TASK TO CARRY OUT: Copy out the whole listing exactly as written, leaving the pictures behind.

* START *

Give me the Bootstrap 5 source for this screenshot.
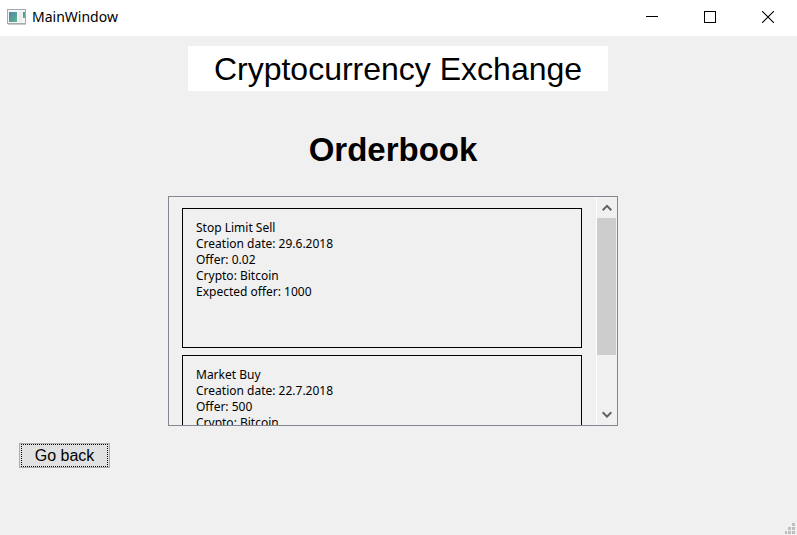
<!DOCTYPE html>
<html lang="en">
<head>
<meta charset="utf-8">
<meta name="viewport" content="width=device-width, initial-scale=1">
<title>MainWindow</title>
<link href="https://cdn.jsdelivr.net/npm/bootstrap@5.3.0/dist/css/bootstrap.min.css" rel="stylesheet">
<style>
  body { background: #f0f0f0; color: #000; font-family: "Liberation Sans", Arial, sans-serif; }
  .titlebar { height: 36px; font: 14px/20px "Noto Sans", "Segoe UI", sans-serif; padding-left: 7px; }
  .titlebar-label { height: 34px; gap: 6px; }
  .caption-btn { width: 58px; height: 34px; }
  .app-body { padding-right: 1px; }
  .app-title { max-width: 420px; height: 45px; margin-top: 10px; font-size: 32px; line-height: 47px; }
  .lower { padding-right: 10px; }
  .heading { font-size: 33px; line-height: 40px; margin: 39px 0 26px; }
  .orders { max-width: 450px; height: 230px; border: 1px solid #828790; }
  .order-list { padding: 11px 14px 11px 13px; gap: 7px; overflow: hidden; }
  .order { flex: 0 0 140px; border: 1px solid #000; padding: 11px 13px; font: 12px/16px "Noto Sans", Tahoma, sans-serif; }
  .scroller { width: 21px; border-left: 1px solid #fff; padding-right: 1px; }
  .scroller button { height: 21px; }
  .thumb { height: 137px; background: #cdcdcd; }
  .back { width: 91px; height: 25px; margin: 17px 0 0 19px; padding: 0 1px; background: #e1e1e1; border: 1px solid #adadad; font-size: 16px; }
  .back span { border: 1px dotted #000; line-height: 21px; }
</style>
<script src="https://cdn.jsdelivr.net/npm/bootstrap@5.3.0/dist/js/bootstrap.bundle.min.js"></script>
</head>
<body class="d-flex flex-column min-vh-100">
<header class="titlebar bg-white d-flex align-items-start">
  <div class="titlebar-label d-flex align-items-center">
    <svg width="19" height="16" viewBox="0 0 19 16" aria-hidden="true">
      <defs><linearGradient id="pane" x1="0" y1="0" x2="1" y2="1"><stop offset="0" stop-color="#4f84ab"/><stop offset="1" stop-color="#62b587"/></linearGradient></defs>
      <rect x=".5" y=".5" width="18" height="14" fill="#f5f5f5" stroke="#a5a9b1"/>
      <path d="M1 15.5h18" stroke="#c9c9c9"/>
      <rect x="2" y="3" width="8" height="10" fill="url(#pane)"/>
      <rect x="12" y="3" width="3" height="10" fill="#ebebeb"/>
      <rect x="16" y="3" width="2" height="6" fill="url(#pane)"/>
    </svg>
    <span>MainWindow</span>
  </div>
  <div class="d-flex ms-auto">
    <button type="button" class="caption-btn btn p-0 border-0 rounded-0 d-flex align-items-center justify-content-center" aria-label="Minimize"><svg width="12" height="12"><path d="M0 5.5h12" stroke="#000"/></svg></button>
    <button type="button" class="caption-btn btn p-0 border-0 rounded-0 d-flex align-items-center justify-content-center" aria-label="Maximize"><svg width="12" height="12"><rect x=".5" y=".5" width="11" height="11" fill="none" stroke="#000"/></svg></button>
    <button type="button" class="caption-btn btn p-0 border-0 rounded-0 d-flex align-items-center justify-content-center" aria-label="Close"><svg width="12" height="12"><path d="M0 0l12 12M12 0L0 12" stroke="#000" stroke-width="1.1"/></svg></button>
  </div>
</header>
<main class="app-body flex-grow-1 d-flex flex-column">
  <h1 class="app-title bg-white w-100 mx-auto mb-0 fw-normal text-center text-nowrap">Cryptocurrency Exchange</h1>
  <div class="lower">
    <h2 class="heading fw-bold text-center">Orderbook</h2>
    <section class="orders d-flex w-100 mx-auto" aria-label="Orders">
      <div class="order-list d-flex flex-column flex-grow-1">
        <article class="order">
          <div>Stop Limit Sell</div>
          <div>Creation date: 29.6.2018</div>
          <div>Offer: 0.02</div>
          <div>Crypto: Bitcoin</div>
          <div>Expected offer: 1000</div>
        </article>
        <article class="order">
          <div>Market Buy</div>
          <div>Creation date: 22.7.2018</div>
          <div>Offer: 500</div>
          <div>Crypto: Bitcoin</div>
        </article>
      </div>
      <div class="scroller d-flex flex-column flex-shrink-0">
        <button type="button" class="btn p-0 border-0 rounded-0 d-flex align-items-center justify-content-center" aria-label="Scroll up"><svg width="10" height="8"><path d="M.7 6.2L5 1.9l4.3 4.3" fill="none" stroke="#606060" stroke-width="2"/></svg></button>
        <div class="thumb"></div>
        <button type="button" class="mt-auto btn p-0 border-0 rounded-0 d-flex align-items-center justify-content-center" aria-label="Scroll down"><svg width="10" height="8"><path d="M.7 1.3L5 5.6l4.3-4.3" fill="none" stroke="#606060" stroke-width="2"/></svg></button>
      </div>
    </section>
  </div>
  <button type="button" class="back"><span class="d-block">Go back</span></button>
  <div class="mt-auto d-flex justify-content-end">
    <svg width="11" height="12" fill="#bfbfbf" aria-hidden="true"><path d="M7 0h3v3h-3zM3 4h3v3h-3zM7 4h3v3h-3zM0 8h2v3h-2zM3 8h3v3h-3zM7 8h3v3h-3z"/></svg>
  </div>
</main>
</body>
</html>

* END *

FINISHED EXERCISE:
Give me the Bootstrap 5 source for this screenshot.
<!DOCTYPE html>
<html lang="en">
<head>
<meta charset="utf-8">
<meta name="viewport" content="width=device-width, initial-scale=1">
<title>MainWindow</title>
<link href="https://cdn.jsdelivr.net/npm/bootstrap@5.3.0/dist/css/bootstrap.min.css" rel="stylesheet">
<style>
  body { background: #f0f0f0; color: #000; font-family: "Liberation Sans", Arial, sans-serif; }
  .titlebar { height: 36px; font: 14px/20px "Noto Sans", "Segoe UI", sans-serif; padding-left: 7px; }
  .titlebar-label { height: 34px; gap: 6px; }
  .caption-btn { width: 58px; height: 34px; }
  .app-body { padding-right: 1px; }
  .app-title { max-width: 420px; height: 45px; margin-top: 10px; font-size: 32px; line-height: 47px; }
  .lower { padding-right: 10px; }
  .heading { font-size: 33px; line-height: 40px; margin: 39px 0 26px; }
  .orders { max-width: 450px; height: 230px; border: 1px solid #828790; }
  .order-list { padding: 11px 14px 11px 13px; gap: 7px; overflow: hidden; }
  .order { flex: 0 0 140px; border: 1px solid #000; padding: 11px 13px; font: 12px/16px "Noto Sans", Tahoma, sans-serif; }
  .scroller { width: 21px; border-left: 1px solid #fff; padding-right: 1px; }
  .scroller button { height: 21px; }
  .thumb { height: 137px; background: #cdcdcd; }
  .back { width: 91px; height: 25px; margin: 17px 0 0 19px; padding: 0 1px; background: #e1e1e1; border: 1px solid #adadad; font-size: 16px; }
  .back span { border: 1px dotted #000; line-height: 21px; }
</style>
<script src="https://cdn.jsdelivr.net/npm/bootstrap@5.3.0/dist/js/bootstrap.bundle.min.js"></script>
</head>
<body class="d-flex flex-column min-vh-100">
<header class="titlebar bg-white d-flex align-items-start">
  <div class="titlebar-label d-flex align-items-center">
    <svg width="19" height="16" viewBox="0 0 19 16" aria-hidden="true">
      <defs><linearGradient id="pane" x1="0" y1="0" x2="1" y2="1"><stop offset="0" stop-color="#4f84ab"/><stop offset="1" stop-color="#62b587"/></linearGradient></defs>
      <rect x=".5" y=".5" width="18" height="14" fill="#f5f5f5" stroke="#a5a9b1"/>
      <path d="M1 15.5h18" stroke="#c9c9c9"/>
      <rect x="2" y="3" width="8" height="10" fill="url(#pane)"/>
      <rect x="12" y="3" width="3" height="10" fill="#ebebeb"/>
      <rect x="16" y="3" width="2" height="6" fill="url(#pane)"/>
    </svg>
    <span>MainWindow</span>
  </div>
  <div class="d-flex ms-auto">
    <button type="button" class="caption-btn btn p-0 border-0 rounded-0 d-flex align-items-center justify-content-center" aria-label="Minimize"><svg width="12" height="12"><path d="M0 5.5h12" stroke="#000"/></svg></button>
    <button type="button" class="caption-btn btn p-0 border-0 rounded-0 d-flex align-items-center justify-content-center" aria-label="Maximize"><svg width="12" height="12"><rect x=".5" y=".5" width="11" height="11" fill="none" stroke="#000"/></svg></button>
    <button type="button" class="caption-btn btn p-0 border-0 rounded-0 d-flex align-items-center justify-content-center" aria-label="Close"><svg width="12" height="12"><path d="M0 0l12 12M12 0L0 12" stroke="#000" stroke-width="1.1"/></svg></button>
  </div>
</header>
<main class="app-body flex-grow-1 d-flex flex-column">
  <h1 class="app-title bg-white w-100 mx-auto mb-0 fw-normal text-center text-nowrap">Cryptocurrency Exchange</h1>
  <div class="lower">
    <h2 class="heading fw-bold text-center">Orderbook</h2>
    <section class="orders d-flex w-100 mx-auto" aria-label="Orders">
      <div class="order-list d-flex flex-column flex-grow-1">
        <article class="order">
          <div>Stop Limit Sell</div>
          <div>Creation date: 29.6.2018</div>
          <div>Offer: 0.02</div>
          <div>Crypto: Bitcoin</div>
          <div>Expected offer: 1000</div>
        </article>
        <article class="order">
          <div>Market Buy</div>
          <div>Creation date: 22.7.2018</div>
          <div>Offer: 500</div>
          <div>Crypto: Bitcoin</div>
        </article>
      </div>
      <div class="scroller d-flex flex-column flex-shrink-0">
        <button type="button" class="btn p-0 border-0 rounded-0 d-flex align-items-center justify-content-center" aria-label="Scroll up"><svg width="10" height="8"><path d="M.7 6.2L5 1.9l4.3 4.3" fill="none" stroke="#606060" stroke-width="2"/></svg></button>
        <div class="thumb"></div>
        <button type="button" class="mt-auto btn p-0 border-0 rounded-0 d-flex align-items-center justify-content-center" aria-label="Scroll down"><svg width="10" height="8"><path d="M.7 1.3L5 5.6l4.3-4.3" fill="none" stroke="#606060" stroke-width="2"/></svg></button>
      </div>
    </section>
  </div>
  <button type="button" class="back"><span class="d-block">Go back</span></button>
  <div class="mt-auto d-flex justify-content-end">
    <svg width="11" height="12" fill="#bfbfbf" aria-hidden="true"><path d="M7 0h3v3h-3zM3 4h3v3h-3zM7 4h3v3h-3zM0 8h2v3h-2zM3 8h3v3h-3zM7 8h3v3h-3z"/></svg>
  </div>
</main>
</body>
</html>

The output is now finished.